Records with interface code
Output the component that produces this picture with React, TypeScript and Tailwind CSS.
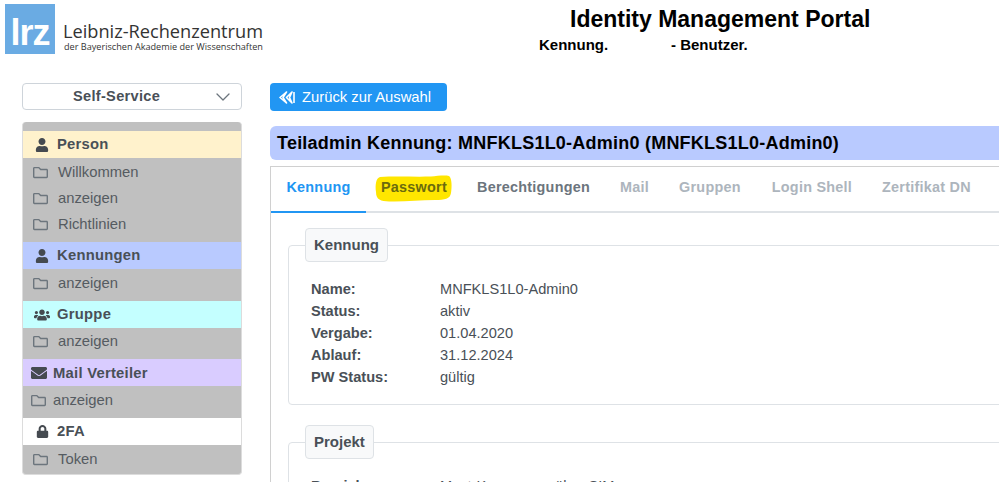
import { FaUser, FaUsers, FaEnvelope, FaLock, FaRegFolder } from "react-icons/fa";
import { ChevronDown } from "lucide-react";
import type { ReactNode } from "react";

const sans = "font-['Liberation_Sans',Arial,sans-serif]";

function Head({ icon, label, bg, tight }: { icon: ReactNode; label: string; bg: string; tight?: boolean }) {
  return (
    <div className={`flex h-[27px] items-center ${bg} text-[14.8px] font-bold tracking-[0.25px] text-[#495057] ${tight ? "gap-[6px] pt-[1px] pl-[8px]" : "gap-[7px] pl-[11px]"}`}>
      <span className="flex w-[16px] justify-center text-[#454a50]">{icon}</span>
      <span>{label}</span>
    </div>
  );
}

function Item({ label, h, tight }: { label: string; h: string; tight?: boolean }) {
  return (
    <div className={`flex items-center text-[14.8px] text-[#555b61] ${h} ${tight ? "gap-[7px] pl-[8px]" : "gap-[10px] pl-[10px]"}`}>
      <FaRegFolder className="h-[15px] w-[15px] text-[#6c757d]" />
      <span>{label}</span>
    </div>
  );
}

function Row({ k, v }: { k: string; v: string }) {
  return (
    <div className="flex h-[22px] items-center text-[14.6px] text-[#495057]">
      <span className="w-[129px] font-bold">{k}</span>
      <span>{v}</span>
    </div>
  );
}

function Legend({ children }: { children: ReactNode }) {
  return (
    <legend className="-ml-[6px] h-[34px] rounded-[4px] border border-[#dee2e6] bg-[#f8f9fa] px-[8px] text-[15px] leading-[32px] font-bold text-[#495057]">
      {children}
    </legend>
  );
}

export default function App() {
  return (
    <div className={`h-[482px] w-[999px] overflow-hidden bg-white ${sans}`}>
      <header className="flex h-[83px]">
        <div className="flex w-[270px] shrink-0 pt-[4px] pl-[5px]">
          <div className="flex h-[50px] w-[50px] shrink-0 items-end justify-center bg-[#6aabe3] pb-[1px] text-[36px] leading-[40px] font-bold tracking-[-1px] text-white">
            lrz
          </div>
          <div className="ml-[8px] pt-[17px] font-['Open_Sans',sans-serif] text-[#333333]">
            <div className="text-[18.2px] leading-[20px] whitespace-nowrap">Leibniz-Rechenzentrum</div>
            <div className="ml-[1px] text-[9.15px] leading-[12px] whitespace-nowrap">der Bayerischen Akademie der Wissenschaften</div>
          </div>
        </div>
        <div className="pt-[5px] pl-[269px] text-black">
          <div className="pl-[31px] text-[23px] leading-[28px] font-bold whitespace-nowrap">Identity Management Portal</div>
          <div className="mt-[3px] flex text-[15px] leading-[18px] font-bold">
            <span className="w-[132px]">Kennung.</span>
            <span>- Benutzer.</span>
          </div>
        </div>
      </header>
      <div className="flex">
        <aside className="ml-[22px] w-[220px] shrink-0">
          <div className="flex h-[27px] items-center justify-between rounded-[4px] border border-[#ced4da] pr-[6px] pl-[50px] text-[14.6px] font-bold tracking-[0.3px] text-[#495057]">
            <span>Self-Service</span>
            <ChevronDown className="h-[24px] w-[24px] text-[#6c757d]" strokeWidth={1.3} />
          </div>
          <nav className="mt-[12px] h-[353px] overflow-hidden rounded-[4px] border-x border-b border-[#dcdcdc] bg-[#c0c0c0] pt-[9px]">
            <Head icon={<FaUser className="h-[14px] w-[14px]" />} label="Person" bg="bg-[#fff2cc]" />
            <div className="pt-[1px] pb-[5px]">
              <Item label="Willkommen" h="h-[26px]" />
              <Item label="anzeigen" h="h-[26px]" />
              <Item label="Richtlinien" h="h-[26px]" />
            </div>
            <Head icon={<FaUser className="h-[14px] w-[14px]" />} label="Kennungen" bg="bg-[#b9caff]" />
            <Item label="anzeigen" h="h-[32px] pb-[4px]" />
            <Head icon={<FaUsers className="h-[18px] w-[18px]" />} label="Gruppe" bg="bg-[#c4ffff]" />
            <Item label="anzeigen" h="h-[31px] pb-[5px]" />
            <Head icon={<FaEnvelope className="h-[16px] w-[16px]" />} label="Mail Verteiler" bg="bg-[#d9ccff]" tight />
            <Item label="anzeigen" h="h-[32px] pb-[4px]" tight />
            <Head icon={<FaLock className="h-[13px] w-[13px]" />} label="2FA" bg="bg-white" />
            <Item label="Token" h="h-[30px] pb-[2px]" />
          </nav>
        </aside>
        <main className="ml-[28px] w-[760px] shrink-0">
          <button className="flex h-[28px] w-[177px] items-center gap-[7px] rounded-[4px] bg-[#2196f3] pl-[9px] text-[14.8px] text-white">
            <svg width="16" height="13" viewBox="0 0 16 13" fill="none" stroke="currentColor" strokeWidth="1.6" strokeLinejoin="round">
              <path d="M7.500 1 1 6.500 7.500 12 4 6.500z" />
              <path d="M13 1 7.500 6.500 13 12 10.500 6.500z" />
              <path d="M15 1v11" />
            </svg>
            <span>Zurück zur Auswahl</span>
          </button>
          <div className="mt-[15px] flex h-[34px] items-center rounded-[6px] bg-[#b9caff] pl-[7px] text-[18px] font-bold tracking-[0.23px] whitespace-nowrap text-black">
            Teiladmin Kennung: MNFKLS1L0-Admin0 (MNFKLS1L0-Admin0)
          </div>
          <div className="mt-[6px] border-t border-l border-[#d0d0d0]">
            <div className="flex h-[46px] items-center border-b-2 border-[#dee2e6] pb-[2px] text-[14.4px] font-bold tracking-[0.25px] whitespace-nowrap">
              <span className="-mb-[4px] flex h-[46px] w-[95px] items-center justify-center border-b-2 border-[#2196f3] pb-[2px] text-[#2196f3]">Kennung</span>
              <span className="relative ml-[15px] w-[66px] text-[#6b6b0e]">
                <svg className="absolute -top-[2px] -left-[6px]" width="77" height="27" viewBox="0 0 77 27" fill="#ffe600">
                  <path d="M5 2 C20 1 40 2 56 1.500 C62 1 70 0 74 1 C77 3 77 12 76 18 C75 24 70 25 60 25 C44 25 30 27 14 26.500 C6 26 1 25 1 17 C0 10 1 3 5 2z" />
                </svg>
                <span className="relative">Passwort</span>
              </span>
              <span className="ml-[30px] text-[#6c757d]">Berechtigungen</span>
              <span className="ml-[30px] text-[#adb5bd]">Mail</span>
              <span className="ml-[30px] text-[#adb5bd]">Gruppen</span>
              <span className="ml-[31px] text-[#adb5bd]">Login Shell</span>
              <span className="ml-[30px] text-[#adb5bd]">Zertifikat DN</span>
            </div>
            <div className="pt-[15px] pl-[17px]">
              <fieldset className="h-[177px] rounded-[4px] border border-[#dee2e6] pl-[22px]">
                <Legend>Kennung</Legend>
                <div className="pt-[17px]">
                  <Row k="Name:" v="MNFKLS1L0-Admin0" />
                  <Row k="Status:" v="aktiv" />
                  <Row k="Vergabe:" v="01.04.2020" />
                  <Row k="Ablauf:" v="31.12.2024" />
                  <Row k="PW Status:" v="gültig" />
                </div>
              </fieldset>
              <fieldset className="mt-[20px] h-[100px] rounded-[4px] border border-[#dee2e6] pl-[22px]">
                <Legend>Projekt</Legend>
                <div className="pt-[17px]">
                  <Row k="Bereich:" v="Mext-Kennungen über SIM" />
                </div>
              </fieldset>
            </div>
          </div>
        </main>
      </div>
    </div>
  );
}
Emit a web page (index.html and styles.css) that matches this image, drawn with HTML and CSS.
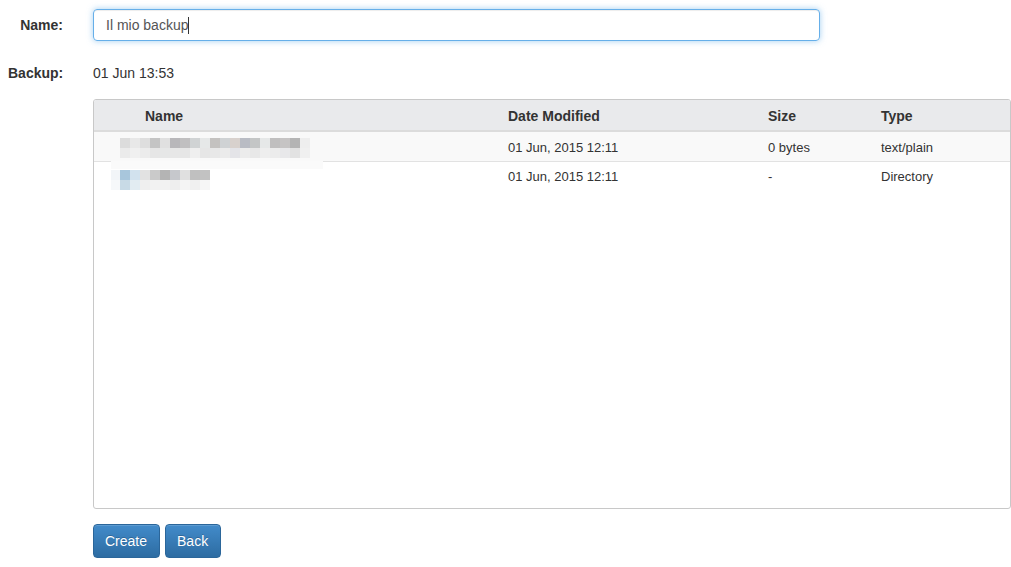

> Given problem: Without the pictures, retype the whole of the material above exactly.

> Exercise result:
Output the component that produces this picture with React, TypeScript and Tailwind CSS.
import { FaUser, FaUsers, FaEnvelope, FaLock, FaRegFolder } from "react-icons/fa";
import { ChevronDown } from "lucide-react";
import type { ReactNode } from "react";

const sans = "font-['Liberation_Sans',Arial,sans-serif]";

function Head({ icon, label, bg, tight }: { icon: ReactNode; label: string; bg: string; tight?: boolean }) {
  return (
    <div className={`flex h-[27px] items-center ${bg} text-[14.8px] font-bold tracking-[0.25px] text-[#495057] ${tight ? "gap-[6px] pt-[1px] pl-[8px]" : "gap-[7px] pl-[11px]"}`}>
      <span className="flex w-[16px] justify-center text-[#454a50]">{icon}</span>
      <span>{label}</span>
    </div>
  );
}

function Item({ label, h, tight }: { label: string; h: string; tight?: boolean }) {
  return (
    <div className={`flex items-center text-[14.8px] text-[#555b61] ${h} ${tight ? "gap-[7px] pl-[8px]" : "gap-[10px] pl-[10px]"}`}>
      <FaRegFolder className="h-[15px] w-[15px] text-[#6c757d]" />
      <span>{label}</span>
    </div>
  );
}

function Row({ k, v }: { k: string; v: string }) {
  return (
    <div className="flex h-[22px] items-center text-[14.6px] text-[#495057]">
      <span className="w-[129px] font-bold">{k}</span>
      <span>{v}</span>
    </div>
  );
}

function Legend({ children }: { children: ReactNode }) {
  return (
    <legend className="-ml-[6px] h-[34px] rounded-[4px] border border-[#dee2e6] bg-[#f8f9fa] px-[8px] text-[15px] leading-[32px] font-bold text-[#495057]">
      {children}
    </legend>
  );
}

export default function App() {
  return (
    <div className={`h-[482px] w-[999px] overflow-hidden bg-white ${sans}`}>
      <header className="flex h-[83px]">
        <div className="flex w-[270px] shrink-0 pt-[4px] pl-[5px]">
          <div className="flex h-[50px] w-[50px] shrink-0 items-end justify-center bg-[#6aabe3] pb-[1px] text-[36px] leading-[40px] font-bold tracking-[-1px] text-white">
            lrz
          </div>
          <div className="ml-[8px] pt-[17px] font-['Open_Sans',sans-serif] text-[#333333]">
            <div className="text-[18.2px] leading-[20px] whitespace-nowrap">Leibniz-Rechenzentrum</div>
            <div className="ml-[1px] text-[9.15px] leading-[12px] whitespace-nowrap">der Bayerischen Akademie der Wissenschaften</div>
          </div>
        </div>
        <div className="pt-[5px] pl-[269px] text-black">
          <div className="pl-[31px] text-[23px] leading-[28px] font-bold whitespace-nowrap">Identity Management Portal</div>
          <div className="mt-[3px] flex text-[15px] leading-[18px] font-bold">
            <span className="w-[132px]">Kennung.</span>
            <span>- Benutzer.</span>
          </div>
        </div>
      </header>
      <div className="flex">
        <aside className="ml-[22px] w-[220px] shrink-0">
          <div className="flex h-[27px] items-center justify-between rounded-[4px] border border-[#ced4da] pr-[6px] pl-[50px] text-[14.6px] font-bold tracking-[0.3px] text-[#495057]">
            <span>Self-Service</span>
            <ChevronDown className="h-[24px] w-[24px] text-[#6c757d]" strokeWidth={1.3} />
          </div>
          <nav className="mt-[12px] h-[353px] overflow-hidden rounded-[4px] border-x border-b border-[#dcdcdc] bg-[#c0c0c0] pt-[9px]">
            <Head icon={<FaUser className="h-[14px] w-[14px]" />} label="Person" bg="bg-[#fff2cc]" />
            <div className="pt-[1px] pb-[5px]">
              <Item label="Willkommen" h="h-[26px]" />
              <Item label="anzeigen" h="h-[26px]" />
              <Item label="Richtlinien" h="h-[26px]" />
            </div>
            <Head icon={<FaUser className="h-[14px] w-[14px]" />} label="Kennungen" bg="bg-[#b9caff]" />
            <Item label="anzeigen" h="h-[32px] pb-[4px]" />
            <Head icon={<FaUsers className="h-[18px] w-[18px]" />} label="Gruppe" bg="bg-[#c4ffff]" />
            <Item label="anzeigen" h="h-[31px] pb-[5px]" />
            <Head icon={<FaEnvelope className="h-[16px] w-[16px]" />} label="Mail Verteiler" bg="bg-[#d9ccff]" tight />
            <Item label="anzeigen" h="h-[32px] pb-[4px]" tight />
            <Head icon={<FaLock className="h-[13px] w-[13px]" />} label="2FA" bg="bg-white" />
            <Item label="Token" h="h-[30px] pb-[2px]" />
          </nav>
        </aside>
        <main className="ml-[28px] w-[760px] shrink-0">
          <button className="flex h-[28px] w-[177px] items-center gap-[7px] rounded-[4px] bg-[#2196f3] pl-[9px] text-[14.8px] text-white">
            <svg width="16" height="13" viewBox="0 0 16 13" fill="none" stroke="currentColor" strokeWidth="1.6" strokeLinejoin="round">
              <path d="M7.500 1 1 6.500 7.500 12 4 6.500z" />
              <path d="M13 1 7.500 6.500 13 12 10.500 6.500z" />
              <path d="M15 1v11" />
            </svg>
            <span>Zurück zur Auswahl</span>
          </button>
          <div className="mt-[15px] flex h-[34px] items-center rounded-[6px] bg-[#b9caff] pl-[7px] text-[18px] font-bold tracking-[0.23px] whitespace-nowrap text-black">
            Teiladmin Kennung: MNFKLS1L0-Admin0 (MNFKLS1L0-Admin0)
          </div>
          <div className="mt-[6px] border-t border-l border-[#d0d0d0]">
            <div className="flex h-[46px] items-center border-b-2 border-[#dee2e6] pb-[2px] text-[14.4px] font-bold tracking-[0.25px] whitespace-nowrap">
              <span className="-mb-[4px] flex h-[46px] w-[95px] items-center justify-center border-b-2 border-[#2196f3] pb-[2px] text-[#2196f3]">Kennung</span>
              <span className="relative ml-[15px] w-[66px] text-[#6b6b0e]">
                <svg className="absolute -top-[2px] -left-[6px]" width="77" height="27" viewBox="0 0 77 27" fill="#ffe600">
                  <path d="M5 2 C20 1 40 2 56 1.500 C62 1 70 0 74 1 C77 3 77 12 76 18 C75 24 70 25 60 25 C44 25 30 27 14 26.500 C6 26 1 25 1 17 C0 10 1 3 5 2z" />
                </svg>
                <span className="relative">Passwort</span>
              </span>
              <span className="ml-[30px] text-[#6c757d]">Berechtigungen</span>
              <span className="ml-[30px] text-[#adb5bd]">Mail</span>
              <span className="ml-[30px] text-[#adb5bd]">Gruppen</span>
              <span className="ml-[31px] text-[#adb5bd]">Login Shell</span>
              <span className="ml-[30px] text-[#adb5bd]">Zertifikat DN</span>
            </div>
            <div className="pt-[15px] pl-[17px]">
              <fieldset className="h-[177px] rounded-[4px] border border-[#dee2e6] pl-[22px]">
                <Legend>Kennung</Legend>
                <div className="pt-[17px]">
                  <Row k="Name:" v="MNFKLS1L0-Admin0" />
                  <Row k="Status:" v="aktiv" />
                  <Row k="Vergabe:" v="01.04.2020" />
                  <Row k="Ablauf:" v="31.12.2024" />
                  <Row k="PW Status:" v="gültig" />
                </div>
              </fieldset>
              <fieldset className="mt-[20px] h-[100px] rounded-[4px] border border-[#dee2e6] pl-[22px]">
                <Legend>Projekt</Legend>
                <div className="pt-[17px]">
                  <Row k="Bereich:" v="Mext-Kennungen über SIM" />
                </div>
              </fieldset>
            </div>
          </div>
        </main>
      </div>
    </div>
  );
}
Emit a web page (index.html and styles.css) that matches this image, drawn with HTML and CSS.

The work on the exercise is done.